The poverty rate for those with only some college education is over twice as much as those who graduated. For those with only a high school diploma, the poverty rate is nearly four times higher.

The income gap continues to widen and this report confirms that.

The economy is changing, and has been for some time. Manufacturing jobs are comfortable on other shores and, despite political rhetoric that says otherwise, they are not coming back.

In this modern economy, we are all called upon to be entrepreneurs of, for and by ourselves, miniature enterprises out to face the increasingly more competitive world with none of the guarantees of past generations.

A college degree, this report makes clear, will significantly assist in all of that, empowering us against the vagaries of this market.

But for the nearly two-thirds of us who either don't finish college or don't go at all, according to a National Center for Educational Statistics report, the only guarantee is a bleak future.

If we are resigned to believing this shift in the economy, from Fordism and manufacturing to whatever it is that drives our growth today, is permanent, then devising ways to close the gap is necessary.

While this report can remind us of the bright futures a degree can, and often does, lead to, it remains a call to action.

Too many are being left even further behind. How they are able to move forward is the true measure of our economy and society.

But as the gap widens, it can be difficult to see the issues facing others, which inhibit or prevent college attendance in the first place.Inequality in income, education and life chances are rapidly becoming the defining characteristics of this post-recession age.
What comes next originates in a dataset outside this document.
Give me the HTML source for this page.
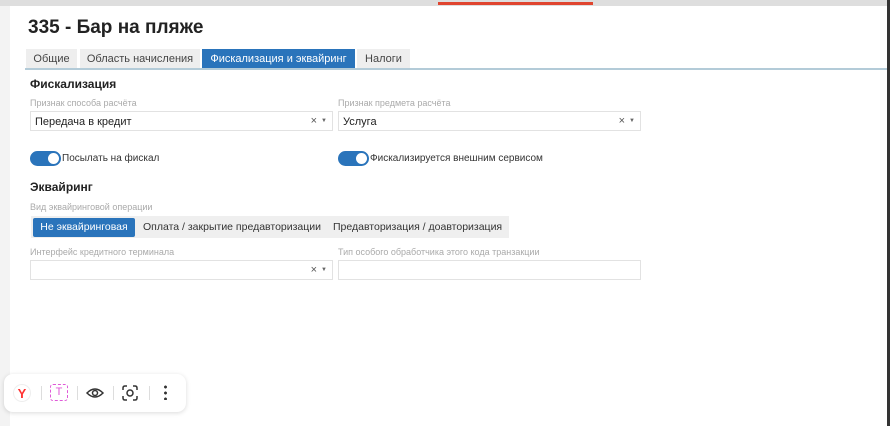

Devising ways to encourage college attendance and completion, implementing programs to assist with the structural issues that prevent this and ideas to empower those left by the wayside as our economy shifts are all necessary now more than ever.

The message is clear. Go to college, get work experience, study hard and finish. For the others, the truly lost generation left in the dust of this "knowledge economy," only dire forecasts exist.

The task, then, is finding out how to lift all boats. Too many in this country are drowning far below the surface, often out of sight and out of mind.